I know I am starting to sound a little like a cantankerous old man unwilling to accept change. But this is not just a gradual shift or tweaking of the rules; it is a total repurposing of the game. Fantasy football takes a team-based sport and transforms it into a bizarre contest where individual performances shine over team wins. The NFL is about cities packing stadiums and coming together. Teams feed off this energy to work together for wins. It is about the Bills miraculously taking down the Patriots; not that Houston’s Arian Foster ran 100 yards and had two TDs to “get me” 20 points.

It’s also unsettling to hear someone’s loyalty for the hometown team diluted in favor of trying to will fantasy scenarios to fruition. As someone told me last weekend (in summary):

“Yeah, I want the Bears to win. But I also hope Andrew Luck has a good debut and keeps things close for the Colts … because he’s my fantasy QB.”

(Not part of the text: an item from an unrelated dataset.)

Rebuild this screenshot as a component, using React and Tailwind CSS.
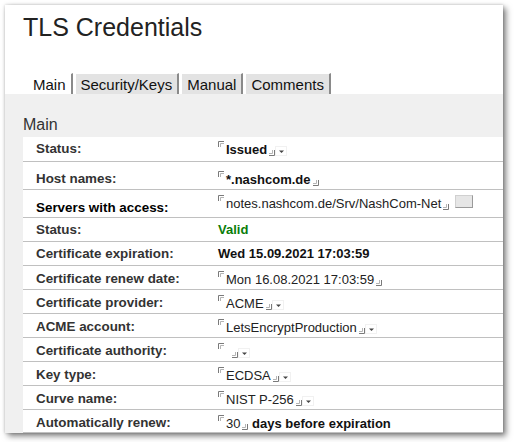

How far are we willing to take this? Instead of sitting down to watch the game with friends and family on Sunday, some of us are staring at spreadsheets and furiously clicking to make last-minute roster moves. We now have columnists entirely devoted to fantasy football analysis and a full block of ESPN fantasy programming on Sunday mornings.

Clearly, the NFL does not think fantasy football is destroying the game (nor do I, as of yet). In fact, NFL officials do not seem to share my anxiety and instead actively promote fantasy as part of the League’s brand. The NFL runs its own league manager product for the fantasy game on its official website and is now broadcasting out-of-town fantasy highlights to spectators in stadiums. If fantasy is attracting new fans or turning casual football watchers into serious fans, I have no problem. But when more and more fans are only fantasy football fans, the NFL is distorting the goals and incentives of its main product, football.

Live team sports inspire conversation and unity. They are a ritual of competition that have brought people together for generations. Thus it’s hard not to see fantasy as an attack on that ritual.

Interestingly, the NFL doesn’t even seem to recognize its own manufactured irony in a 2010 commercial promoting its “improved” fantasy football website that added supplemental video to the statistics. If you want to make this column truly interactive, search “NFL Say Goodbye to Dots” on YouTube and follow along for the full effect. The script:

“Football’s never been a game of dots. So why should your fantasy game be one? Goodbye dots. Hello video. Sign up and play the first fantasy game with video, new at NFL.com. You want the NFL, go to the NFL.”

Fine, that’s all well and good — and a clever advertisement. But brief video clips fail to replicate the full experience — they are only snippets of a game, just like clips of a movie. And they have nothing to do with team success or hometown pride. It’s ironic how video clips are supposed to “improve” the fantasy experience when it should be the other way around — fantasy should improve the existing experience.